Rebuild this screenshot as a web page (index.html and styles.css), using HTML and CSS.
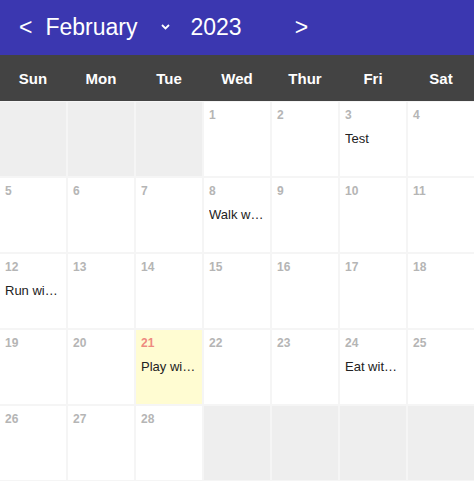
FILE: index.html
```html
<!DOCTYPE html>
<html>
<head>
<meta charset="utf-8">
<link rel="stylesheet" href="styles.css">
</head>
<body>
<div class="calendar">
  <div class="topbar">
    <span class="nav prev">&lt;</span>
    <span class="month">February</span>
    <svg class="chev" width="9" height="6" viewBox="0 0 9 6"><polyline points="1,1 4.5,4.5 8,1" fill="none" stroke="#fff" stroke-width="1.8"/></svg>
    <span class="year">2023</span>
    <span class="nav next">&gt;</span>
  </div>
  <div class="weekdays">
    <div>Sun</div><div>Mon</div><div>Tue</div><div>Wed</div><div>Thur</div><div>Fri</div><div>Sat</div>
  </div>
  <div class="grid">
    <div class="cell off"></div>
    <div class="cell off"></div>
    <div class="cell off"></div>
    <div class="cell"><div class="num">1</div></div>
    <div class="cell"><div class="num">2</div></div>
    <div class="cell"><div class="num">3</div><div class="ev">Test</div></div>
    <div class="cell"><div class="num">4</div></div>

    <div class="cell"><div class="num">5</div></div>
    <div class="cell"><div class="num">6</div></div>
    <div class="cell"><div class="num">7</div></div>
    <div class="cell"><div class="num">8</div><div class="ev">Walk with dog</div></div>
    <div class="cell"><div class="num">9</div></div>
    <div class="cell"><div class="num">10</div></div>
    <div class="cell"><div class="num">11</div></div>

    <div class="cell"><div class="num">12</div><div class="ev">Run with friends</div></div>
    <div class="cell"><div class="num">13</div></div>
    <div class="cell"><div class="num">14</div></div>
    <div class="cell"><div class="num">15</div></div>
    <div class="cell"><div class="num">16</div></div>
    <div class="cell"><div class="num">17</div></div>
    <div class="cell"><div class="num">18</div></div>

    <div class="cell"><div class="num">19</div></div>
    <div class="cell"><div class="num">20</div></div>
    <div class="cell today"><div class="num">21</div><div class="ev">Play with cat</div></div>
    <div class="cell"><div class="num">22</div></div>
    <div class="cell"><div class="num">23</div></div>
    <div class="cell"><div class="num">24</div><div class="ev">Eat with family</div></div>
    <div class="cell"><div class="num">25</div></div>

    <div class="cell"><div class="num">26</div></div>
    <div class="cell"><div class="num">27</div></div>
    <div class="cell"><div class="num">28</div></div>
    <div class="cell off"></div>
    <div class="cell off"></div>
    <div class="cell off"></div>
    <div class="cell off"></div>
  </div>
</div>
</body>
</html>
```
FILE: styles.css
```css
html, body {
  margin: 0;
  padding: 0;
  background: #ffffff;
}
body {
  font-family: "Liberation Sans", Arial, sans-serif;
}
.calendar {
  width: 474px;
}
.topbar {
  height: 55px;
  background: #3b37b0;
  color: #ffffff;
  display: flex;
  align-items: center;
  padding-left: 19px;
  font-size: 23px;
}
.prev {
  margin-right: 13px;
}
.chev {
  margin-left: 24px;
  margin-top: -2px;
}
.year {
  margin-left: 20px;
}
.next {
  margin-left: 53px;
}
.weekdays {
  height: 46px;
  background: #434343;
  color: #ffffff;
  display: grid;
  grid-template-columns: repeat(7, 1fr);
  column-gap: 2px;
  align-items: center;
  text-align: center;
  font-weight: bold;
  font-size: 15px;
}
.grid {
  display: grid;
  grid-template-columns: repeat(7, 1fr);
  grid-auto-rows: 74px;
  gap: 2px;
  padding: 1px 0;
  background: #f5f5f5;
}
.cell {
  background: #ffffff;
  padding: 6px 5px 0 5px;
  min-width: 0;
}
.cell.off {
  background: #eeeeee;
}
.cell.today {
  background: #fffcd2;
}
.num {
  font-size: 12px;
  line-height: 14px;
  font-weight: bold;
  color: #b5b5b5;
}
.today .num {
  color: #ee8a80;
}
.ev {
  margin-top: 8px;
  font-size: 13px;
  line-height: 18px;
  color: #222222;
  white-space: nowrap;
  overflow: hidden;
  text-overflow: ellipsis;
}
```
---------------
Goal of the exercise:
Give every line back word for word and leave the pictures out.

Exercise response:
Rebuild this screenshot as a web page (index.html and styles.css), using HTML and CSS.
FILE: index.html
```html
<!DOCTYPE html>
<html>
<head>
<meta charset="utf-8">
<link rel="stylesheet" href="styles.css">
</head>
<body>
<div class="calendar">
  <div class="topbar">
    <span class="nav prev">&lt;</span>
    <span class="month">February</span>
    <svg class="chev" width="9" height="6" viewBox="0 0 9 6"><polyline points="1,1 4.5,4.5 8,1" fill="none" stroke="#fff" stroke-width="1.8"/></svg>
    <span class="year">2023</span>
    <span class="nav next">&gt;</span>
  </div>
  <div class="weekdays">
    <div>Sun</div><div>Mon</div><div>Tue</div><div>Wed</div><div>Thur</div><div>Fri</div><div>Sat</div>
  </div>
  <div class="grid">
    <div class="cell off"></div>
    <div class="cell off"></div>
    <div class="cell off"></div>
    <div class="cell"><div class="num">1</div></div>
    <div class="cell"><div class="num">2</div></div>
    <div class="cell"><div class="num">3</div><div class="ev">Test</div></div>
    <div class="cell"><div class="num">4</div></div>

    <div class="cell"><div class="num">5</div></div>
    <div class="cell"><div class="num">6</div></div>
    <div class="cell"><div class="num">7</div></div>
    <div class="cell"><div class="num">8</div><div class="ev">Walk with dog</div></div>
    <div class="cell"><div class="num">9</div></div>
    <div class="cell"><div class="num">10</div></div>
    <div class="cell"><div class="num">11</div></div>

    <div class="cell"><div class="num">12</div><div class="ev">Run with friends</div></div>
    <div class="cell"><div class="num">13</div></div>
    <div class="cell"><div class="num">14</div></div>
    <div class="cell"><div class="num">15</div></div>
    <div class="cell"><div class="num">16</div></div>
    <div class="cell"><div class="num">17</div></div>
    <div class="cell"><div class="num">18</div></div>

    <div class="cell"><div class="num">19</div></div>
    <div class="cell"><div class="num">20</div></div>
    <div class="cell today"><div class="num">21</div><div class="ev">Play with cat</div></div>
    <div class="cell"><div class="num">22</div></div>
    <div class="cell"><div class="num">23</div></div>
    <div class="cell"><div class="num">24</div><div class="ev">Eat with family</div></div>
    <div class="cell"><div class="num">25</div></div>

    <div class="cell"><div class="num">26</div></div>
    <div class="cell"><div class="num">27</div></div>
    <div class="cell"><div class="num">28</div></div>
    <div class="cell off"></div>
    <div class="cell off"></div>
    <div class="cell off"></div>
    <div class="cell off"></div>
  </div>
</div>
</body>
</html>
```
FILE: styles.css
```css
html, body {
  margin: 0;
  padding: 0;
  background: #ffffff;
}
body {
  font-family: "Liberation Sans", Arial, sans-serif;
}
.calendar {
  width: 474px;
}
.topbar {
  height: 55px;
  background: #3b37b0;
  color: #ffffff;
  display: flex;
  align-items: center;
  padding-left: 19px;
  font-size: 23px;
}
.prev {
  margin-right: 13px;
}
.chev {
  margin-left: 24px;
  margin-top: -2px;
}
.year {
  margin-left: 20px;
}
.next {
  margin-left: 53px;
}
.weekdays {
  height: 46px;
  background: #434343;
  color: #ffffff;
  display: grid;
  grid-template-columns: repeat(7, 1fr);
  column-gap: 2px;
  align-items: center;
  text-align: center;
  font-weight: bold;
  font-size: 15px;
}
.grid {
  display: grid;
  grid-template-columns: repeat(7, 1fr);
  grid-auto-rows: 74px;
  gap: 2px;
  padding: 1px 0;
  background: #f5f5f5;
}
.cell {
  background: #ffffff;
  padding: 6px 5px 0 5px;
  min-width: 0;
}
.cell.off {
  background: #eeeeee;
}
.cell.today {
  background: #fffcd2;
}
.num {
  font-size: 12px;
  line-height: 14px;
  font-weight: bold;
  color: #b5b5b5;
}
.today .num {
  color: #ee8a80;
}
.ev {
  margin-top: 8px;
  font-size: 13px;
  line-height: 18px;
  color: #222222;
  white-space: nowrap;
  overflow: hidden;
  text-overflow: ellipsis;
}
```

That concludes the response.